**WRITTEN TASK:** Count the lines that hold the string "page". Reply with the number alone.

_ _ _ _

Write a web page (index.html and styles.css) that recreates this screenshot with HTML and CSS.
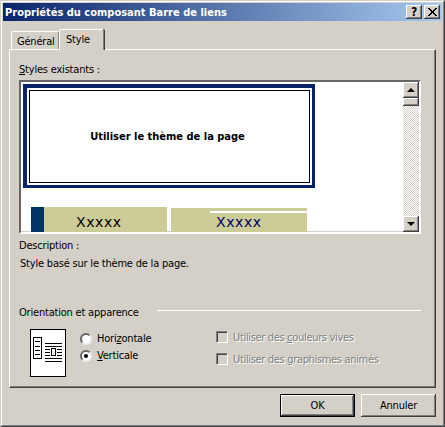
FILE: index.html
```html
<!DOCTYPE html>
<html lang="fr">
<head>
<meta charset="utf-8">
<title>Propriétés du composant Barre de liens</title>
<link rel="stylesheet" href="styles.css">
</head>
<body>
<div class="dialog">
  <div class="frame">
    <header class="titlebar">
      <span class="title">Propriétés du composant Barre de liens</span>
      <span class="capbtn help">?</span>
      <span class="capbtn close">
        <svg width="9" height="8" viewBox="0 0 9 8" shape-rendering="crispEdges"><path d="M0 0h2v1h1v1h1v1h1V2h1V1h1V0h2v1H8v1H7v1H6v2h1v1h1v1h1v1H7V7H6V6H5V5H4v1H3v1H2v1H0V7h1V6h1V5h1V3H2V2H1V1H0z" fill="#000"/></svg>
      </span>
    </header>
    <main class="content">
      <nav class="tabs">
        <div class="tab">Général</div>
        <div class="tab active">Style</div>
      </nav>
      <section class="panel">
        <div class="label"><u>S</u>tyles existants :</div>
        <div class="listbox">
          <div class="listarea">
            <div class="theme">
              <div class="theme-inner">Utiliser le thème de la page</div>
            </div>
            <div class="swatches">
              <div class="swatch first"><span class="bar"></span><span class="x">Xxxxx</span></div>
              <div class="swatch second"><span class="stripe"></span><span class="x navy">Xxxxx</span></div>
            </div>
          </div>
          <div class="scrollbar">
            <div class="sbtn"><span class="arrow up"></span></div>
            <div class="thumb"></div>
            <div class="track"></div>
            <div class="sbtn"><span class="arrow down"></span></div>
          </div>
        </div>
        <div class="label desc-head">Description :</div>
        <div class="label desc">Style basé sur le thème de la page.</div>
        <div class="group-head">
          <span class="label">Orientation et apparence</span>
          <span class="rule"></span>
        </div>
        <div class="options">
          <svg class="preview" width="36" height="48" viewBox="0 0 36 48" shape-rendering="crispEdges">
            <rect x="0.5" y="0.5" width="35" height="47" fill="#fff" stroke="#000"/>
            <rect x="3.5" y="8.5" width="8" height="21" fill="#fff" stroke="#000"/>
            <path d="M5 12.5h5M5 17.5h5M5 21.5h5M5 25.5h5" stroke="#000" fill="none"/>
            <path d="M15 14.5h17M15 17.5h17M15 20.5h5M15 23.5h5M15 26.5h5M27 20.5h5M27 23.5h5M27 26.5h5M15 29.5h17M15 32.5h17" stroke="#000" fill="none"/>
            <rect x="21.5" y="19.5" width="4" height="7" fill="#fff" stroke="#000"/>
          </svg>
          <div class="radios">
            <div class="opt"><span class="radio"></span><span>Hori<u>z</u>ontale</span></div>
            <div class="opt"><span class="radio on"></span><span><u>V</u>erticale</span></div>
          </div>
          <div class="checks">
            <div class="chk"><span class="box"></span><span class="disabled">Utiliser des <u>c</u>ouleurs vives</span></div>
            <div class="chk"><span class="box"></span><span class="disabled">Utiliser des <u>g</u>raphismes animés</span></div>
          </div>
        </div>
      </section>
      <footer class="footer">
        <button class="btn default" type="button">OK</button>
        <button class="btn" type="button">Annuler</button>
      </footer>
    </main>
  </div>
</div>
</body>
</html>
```
FILE: styles.css
```css
* { box-sizing: border-box; }
html, body { margin: 0; padding: 0; }
body {
  width: 445px;
  height: 427px;
  overflow: hidden;
  background: #d4d0c8;
  font-family: "DejaVu Sans Condensed", "DejaVu Sans", sans-serif;
  font-stretch: condensed;
  font-size: 11px;
  line-height: 13px;
  letter-spacing: -0.2px;
  color: #000;
}
.dialog {
  width: 445px;
  height: 427px;
  border: 1px solid;
  border-color: #d4d0c8 #404040 #404040 #d4d0c8;
}
.frame {
  height: 100%;
  border: 1px solid;
  border-color: #fff #808080 #808080 #fff;
  padding: 1px;
}
.titlebar {
  height: 18px;
  display: flex;
  align-items: center;
  padding: 0 2px;
  background: linear-gradient(to right, #0a246a, #a6caf0);
  color: #fff;
}
.title { flex: 1; font-weight: 700; font-size: 11px; letter-spacing: 0; white-space: nowrap; }
.capbtn {
  width: 16px;
  height: 14px;
  background: #d4d0c8;
  display: flex;
  align-items: center;
  justify-content: center;
  box-shadow: inset -1px -1px 0 #404040, inset 1px 1px 0 #fff, inset -2px -2px 0 #808080;
  color: #000;
  font-weight: 700;
  font-size: 12px;
}
.help { margin-right: 2px; }
.content { padding: 0 6px; }
.tabs {
  display: flex;
  align-items: flex-end;
  height: 20px;
  margin-top: 8px;
  padding-left: 2px;
  position: relative;
  z-index: 1;
}
.tab {
  height: 18px;
  width: 48px;
  padding: 3px 0 0 5px;
  background: #d4d0c8;
  border-top: 1px solid #fff;
  border-left: 1px solid #fff;
  border-right: 1px solid #808080;
  border-radius: 2px 2px 0 0;
}
.tab.active {
  height: 21px;
  width: 45px;
  margin-bottom: -1px;
  padding: 3px 0 0 6px;
  box-shadow: 1px 0 0 #404040;
}
.panel {
  height: 339px;
  padding: 13px 14px 0 9px;
  border: 1px solid;
  border-color: #fff #404040 #404040 #fff;
  box-shadow: inset -1px -1px 0 #808080;
}
.label { display: block; height: 13px; white-space: nowrap; }
.listbox {
  display: flex;
  width: 402px;
  height: 154px;
  margin-top: 4px;
  background: #fff;
  border: 2px solid;
  border-color: #666 #fff #fff #666;
  box-shadow: inset -1px -1px 0 #d4d0c8;
}
.listarea { flex: 1; overflow: hidden; }
.theme {
  width: 292px;
  height: 104px;
  margin: 2px 0 0 2px;
  padding: 2px;
  border: 4px solid #0a246a;
  border-width: 4px 3px 3px 4px;
}
.theme-inner {
  height: 100%;
  border: 1px solid #000;
  display: flex;
  align-items: center;
  justify-content: center;
  font-weight: 700;
  letter-spacing: 0;
  padding-right: 4px;
}
.swatches {
  display: flex;
  gap: 4px;
  margin: 19px 0 0 10px;
}
.swatch {
  width: 136px;
  height: 25px;
  background: #cccc99;
  display: flex;
  font-family: "DejaVu Sans", sans-serif;
  font-stretch: normal;
  font-size: 14px;
  line-height: 18px;
}
.bar { width: 13px; background: #003366; }
.x { display: block; padding: 6px 0 0 32px; letter-spacing: 0.6px; }
.second { position: relative; margin-top: 1px; height: 24px; justify-content: flex-start; }
.second .x { padding: 5px 0 0 45px; }
.stripe {
  position: absolute;
  left: 39px;
  right: 0;
  top: 3px;
  height: 2px;
  background: #fff;
}
.navy { color: #000066; }
.scrollbar {
  width: 16px;
  height: 150px;
  display: flex;
  flex-direction: column;
}
.sbtn, .thumb {
  background: #d4d0c8;
  box-shadow: inset -1px -1px 0 #404040, inset 1px 1px 0 #fff, inset -2px -2px 0 #808080;
}
.sbtn {
  height: 16px;
  flex: none;
  display: flex;
  align-items: center;
  justify-content: center;
}
.thumb { height: 8px; flex: none; }
.track {
  flex: 1;
  background: conic-gradient(#d4d0c8 25%, #fff 0 50%, #d4d0c8 0 75%, #fff 0) 0 0 / 2px 2px;
}
.arrow { width: 0; height: 0; border-left: 4px solid transparent; border-right: 4px solid transparent; }
.arrow.up { border-bottom: 4px solid #000; }
.arrow.down { border-top: 4px solid #000; }
.desc-head { margin-top: 5px; }
.desc { margin-top: 5px; padding-left: 1px; }
.group-head {
  display: flex;
  align-items: center;
  gap: 18px;
  margin-top: 36px;
}
.rule { flex: 1; height: 1px; margin-top: -5px; background: #fff; }
.options {
  display: flex;
  align-items: flex-start;
  margin: 10px 0 0 11px;
}
.preview { display: block; flex: none; }
.radios { width: 136px; margin: 1px 0 0 14px; }
.opt { display: flex; align-items: center; gap: 5px; height: 17px; }
.radio {
  width: 12px;
  height: 12px;
  flex: none;
  border-radius: 50%;
  background: #fff;
  border: 2px solid;
  border-color: #666 #eee #eee #666;
  display: flex;
  align-items: center;
  justify-content: center;
}
.radio.on::after {
  content: "";
  width: 4px;
  height: 4px;
  border-radius: 50%;
  background: #000;
}
.checks { padding-top: 2px; }
.chk { display: flex; align-items: center; gap: 5px; height: 12px; margin-bottom: 10px; }
.box {
  width: 12px;
  height: 12px;
  flex: none;
  background: #d4d0c8;
  border: 1px solid;
  border-color: #808080 #fff #fff #808080;
  box-shadow: inset 1px 1px 0 #404040;
}
.disabled { color: #808080; text-shadow: 1px 1px 0 #fff; white-space: nowrap; letter-spacing: -0.33px; }
.footer {
  display: flex;
  justify-content: flex-end;
  gap: 6px;
  margin-top: 6px;
}
.btn {
  width: 75px;
  height: 23px;
  padding: 0;
  font: inherit;
  letter-spacing: inherit;
  color: #000;
  background: #d4d0c8;
  border: 0;
  box-shadow: inset -1px -1px 0 #404040, inset 1px 1px 0 #fff, inset -2px -2px 0 #808080;
}
.btn.default {
  box-shadow: inset 0 0 0 1px #000, inset -2px -2px 0 #404040, inset 2px 2px 0 #fff, inset -3px -3px 0 #808080;
}
```
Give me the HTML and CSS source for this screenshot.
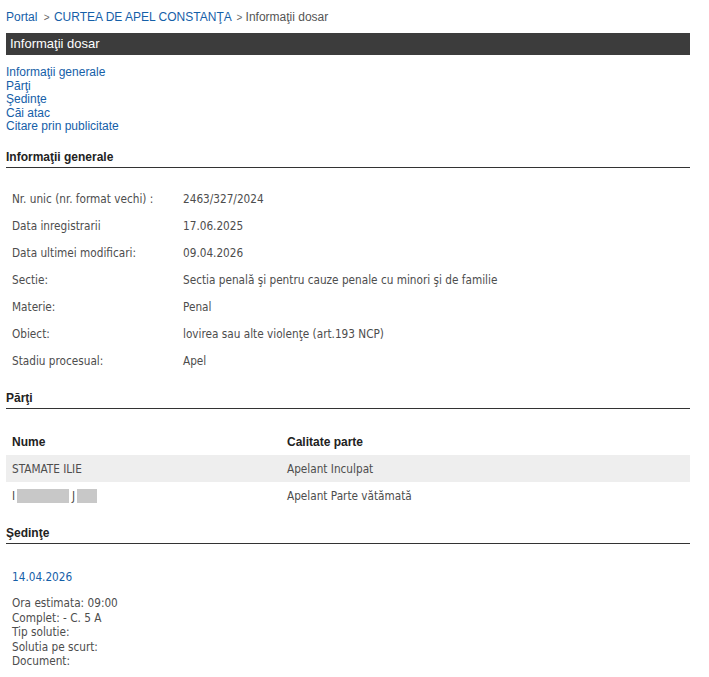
FILE: index.html
```html
<!DOCTYPE html>
<html lang="ro">
<head>
<meta charset="utf-8">
<title>Informaţii dosar</title>
<link rel="stylesheet" href="styles.css">
</head>
<body>
<div class="page">
  <div class="crumbs">
    <a class="crumb-link" href="#">Portal</a>
    <span class="sep">&gt;</span>
    <a class="crumb-link" href="#">CURTEA DE APEL CONSTANŢA</a>
    <span class="crumb-current"><span class="sep2">&gt;</span> Informaţii dosar</span>
  </div>
  <div class="titlebar">Informaţii dosar</div>
  <ul class="toc">
    <li><a href="#">Informaţii generale</a></li>
    <li><a href="#">Părţi</a></li>
    <li><a href="#">Şedinţe</a></li>
    <li><a href="#">Căi atac</a></li>
    <li><a href="#">Citare prin publicitate</a></li>
  </ul>

  <h2 class="section-head">Informaţii generale</h2>
  <div class="info">
    <div class="label">Nr. unic (nr. format vechi) :</div><div class="value">2463/327/2024</div>
    <div class="label">Data inregistrarii</div><div class="value">17.06.2025</div>
    <div class="label">Data ultimei modificari:</div><div class="value">09.04.2026</div>
    <div class="label">Sectie:</div><div class="value">Sectia penală şi pentru cauze penale cu minori şi de familie</div>
    <div class="label">Materie:</div><div class="value">Penal</div>
    <div class="label">Obiect:</div><div class="value">lovirea sau alte violenţe (art.193 NCP)</div>
    <div class="label">Stadiu procesual:</div><div class="value">Apel</div>
  </div>

  <h2 class="section-head">Părţi</h2>
  <div class="parties">
    <div class="prow phead"><div class="pname">Nume</div><div class="pcal">Calitate parte</div></div>
    <div class="prow alt"><div class="pname">STAMATE ILIE</div><div class="pcal">Apelant Inculpat</div></div>
    <div class="prow"><div class="pname">I<span class="redact r1"></span>J<span class="redact r2"></span></div><div class="pcal">Apelant Parte vătămată</div></div>
  </div>

  <h2 class="section-head">Şedinţe</h2>
  <div class="hearing">
    <div class="hdate">14.04.2026</div>
    <div class="hdetails">
      <div>Ora estimata: 09:00</div>
      <div>Complet: - C. 5 A</div>
      <div>Tip solutie:</div>
      <div>Solutia pe scurt:</div>
      <div>Document:</div>
    </div>
  </div>
</div>
</body>
</html>
```

FILE: styles.css
```css
html, body {
  margin: 0;
  padding: 0;
  background: #ffffff;
}

.page {
  width: 684px;
  margin-left: 6px;
  font-family: "Liberation Sans", Arial, sans-serif;
  font-size: 12px;
  color: #333;
}

a {
  color: #1560a8;
  text-decoration: none;
}

.crumbs {
  padding-top: 10px;
  height: 14px;
  line-height: 14px;
  color: #555;
  white-space: nowrap;
}

.sep, .sep2 {
  font-size: 10px;
  color: #666;
}

.sep {
  margin: 0 1px 0 3px;
}

.crumb-current {
  color: #555;
  margin-left: 2px;
}

.titlebar {
  margin-top: 9px;
  height: 22px;
  line-height: 21px;
  background: #3c3c3c;
  color: #fff;
  font-size: 13px;
  padding-left: 4px;
}

.toc {
  list-style: none;
  margin: 11px 0 0 0;
  padding: 0;
  line-height: 13.5px;
}

.section-head {
  margin: 0;
  font-size: 12px;
  font-weight: bold;
  color: #222;
  line-height: 14px;
  padding-bottom: 3px;
  border-bottom: 1px solid #333;
}

.toc + .section-head {
  margin-top: 16px;
}

.info {
  display: grid;
  grid-template-columns: 171px 1fr;
  grid-auto-rows: 27px;
  align-items: center;
  margin-top: 17.5px;
  padding-left: 6px;
  font-family: "DejaVu Sans Condensed", "DejaVu Sans", sans-serif;
  font-size: 11.7px;
  color: #4d4d4d;
}

.info + .section-head {
  margin-top: 17px;
}

.parties {
  margin-top: 19px;
  font-family: "DejaVu Sans Condensed", "DejaVu Sans", sans-serif;
  font-size: 11.7px;
  color: #4d4d4d;
}

.prow {
  display: flex;
  align-items: center;
  height: 27px;
  padding-left: 6px;
}

.prow.alt {
  background: #eeeeee;
}

.phead {
  font-family: "Liberation Sans", Arial, sans-serif;
  font-size: 12px;
  font-weight: bold;
  color: #222;
}

.pname {
  width: 275px;
  display: flex;
  align-items: center;
}

.redact {
  display: inline-block;
  height: 14px;
  background: #c8c8c8;
}

.r1 {
  width: 52px;
  margin: 0 3px 0 2px;
}

.r2 {
  width: 20px;
  margin-left: 2px;
}

.parties + .section-head {
  margin-top: 17px;
}

.hearing {
  padding-left: 6px;
  font-family: "DejaVu Sans Condensed", "DejaVu Sans", sans-serif;
  font-size: 11.7px;
  color: #4d4d4d;
}

.hdate {
  margin-top: 26px;
  color: #1560a8;
  line-height: 14px;
}

.hdetails {
  margin-top: 12px;
  line-height: 14.5px;
}
```
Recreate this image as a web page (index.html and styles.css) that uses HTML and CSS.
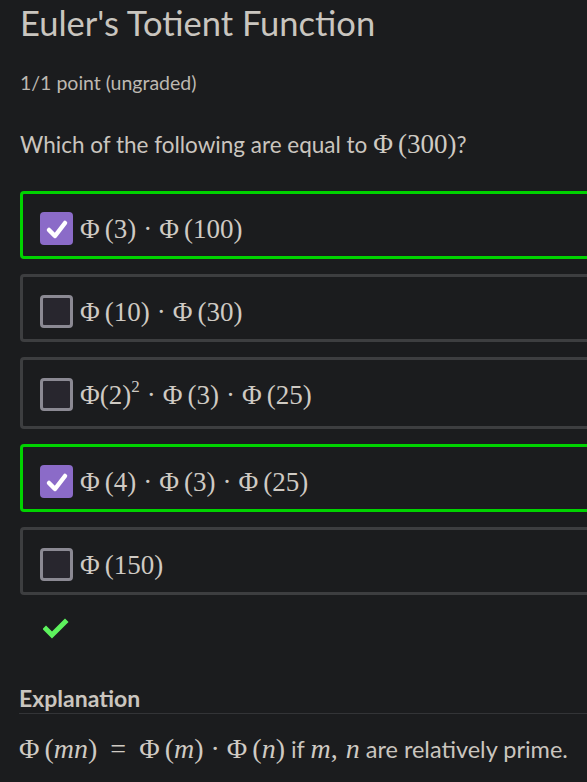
FILE: index.html
```html
<!DOCTYPE html>
<html>
<head>
<meta charset="utf-8">
<link rel="stylesheet" href="styles.css">
</head>
<body>
<div class="page">
  <h1 class="title">Euler's Totient Function</h1>
  <div class="points">1/1 point (ungraded)</div>
  <p class="question">Which of the following are equal to <span class="math">Φ<span class="sp"></span>(300)</span>?</p>

  <div class="options">
    <label class="option correct">
      <span class="box checked"><svg viewBox="0 0 32 32" width="32" height="32"><path d="M8 17 L14 23 L24 10" fill="none" stroke="#fff" stroke-width="4.5" stroke-linecap="round" stroke-linejoin="round"/></svg></span>
      <span class="math">Φ<span class="sp"></span>(3)<span class="op">·</span>Φ<span class="sp"></span>(100)</span>
    </label>
    <label class="option">
      <span class="box"></span>
      <span class="math">Φ<span class="sp"></span>(10)<span class="op">·</span>Φ<span class="sp"></span>(30)</span>
    </label>
    <label class="option tall">
      <span class="box"></span>
      <span class="math">Φ(2)<sup>2</sup><span class="op">·</span>Φ<span class="sp"></span>(3)<span class="op">·</span>Φ<span class="sp"></span>(25)</span>
    </label>
    <label class="option correct">
      <span class="box checked"><svg viewBox="0 0 32 32" width="32" height="32"><path d="M8 17 L14 23 L24 10" fill="none" stroke="#fff" stroke-width="4.5" stroke-linecap="round" stroke-linejoin="round"/></svg></span>
      <span class="math">Φ<span class="sp"></span>(4)<span class="op">·</span>Φ<span class="sp"></span>(3)<span class="op">·</span>Φ<span class="sp"></span>(25)</span>
    </label>
    <label class="option">
      <span class="box"></span>
      <span class="math">Φ<span class="sp"></span>(150)</span>
    </label>
  </div>

  <div class="status">
    <svg viewBox="0 0 26 22" width="26" height="22"><path d="M3 12 L9 18 L22 5" fill="none" stroke="#5df25d" stroke-width="5" stroke-linecap="square" stroke-linejoin="miter"/></svg>
  </div>

  <h3 class="expl-title">Explanation</h3>
  <p class="expl"><span class="math big">Φ<span class="sp"></span>(<i>mn</i>)<span class="rel">=</span>Φ<span class="sp"></span>(<i>m</i>)<span class="op">·</span>Φ<span class="sp"></span>(<i>n</i>)</span> if <span class="math big"><i>m</i>,<span class="sp wide"></span><i>n</i></span> are relatively prime.</p>
</div>
</body>
</html>
```
FILE: styles.css
```css
html, body {
  margin: 0;
  padding: 0;
  background: #1b1c1e;
  overflow: hidden;
}
.page {
  width: 640px;
  padding-left: 20px;
  color: #cac5bf;
  font-family: Lato, "Open Sans", sans-serif;
}
.title {
  margin: 0;
  padding-top: 1px;
  font-size: 34.5px;
  font-weight: 400;
  line-height: 44px;
  color: #c9c5bf;
}
.points {
  margin-top: 26px;
  font-size: 19.5px;
  line-height: 24px;
  color: #bdb8b1;
}
.question {
  margin: 35px 0 0;
  font-size: 22.5px;
  line-height: 28px;
}
.math {
  font-family: "Liberation Serif", "DejaVu Serif", serif;
  font-size: 27px;
  color: #cfcac3;
}
.math.big { font-size: 28px; }
.math i { font-style: italic; }
.sp { display: inline-block; width: 5px; }
.sp.wide { width: 8px; }
.op { display: inline-block; padding: 0 7px; }
.rel { display: inline-block; padding: 0 13px; }
.math sup { font-size: 17px; line-height: 0; vertical-align: 12px; }
.options {
  margin-top: 32px;
  display: flex;
  flex-direction: column;
  gap: 15px;
}
.option {
  display: flex;
  align-items: flex-start;
  gap: 7px;
  border: 3px solid #3d3e40;
  border-radius: 4px;
  padding: 18px 17px 10px;
  height: 34px;
}
.option.tall { height: 38px; }
.option.correct { border-color: #00d300; }
.option .math { line-height: 22px; padding-top: 6px; }
.box {
  flex: none;
  width: 27px;
  height: 27px;
  border: 3px solid #8b8993;
  border-radius: 4px;
  background: #28262e;
}
.box.checked {
  width: 33px;
  height: 33px;
  border: none;
  background: #8b6bc8;
  display: flex;
  align-items: center;
  justify-content: center;
}
.status {
  height: 50px;
  padding: 22px 0 0 23px;
  box-sizing: border-box;
}
.expl-title {
  margin: 40px 0 0;
  font-size: 23px;
  font-weight: 700;
  line-height: 26px;
  padding-bottom: 2px;
  border-bottom: 1px solid #333437;
  margin-left: -1px;
}
.expl {
  margin: 20px 0 0;
  font-size: 23.5px;
  line-height: 30px;
  margin-left: -1px;
}
```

_ _ _ _

**EXPECTED ANSWER:** 8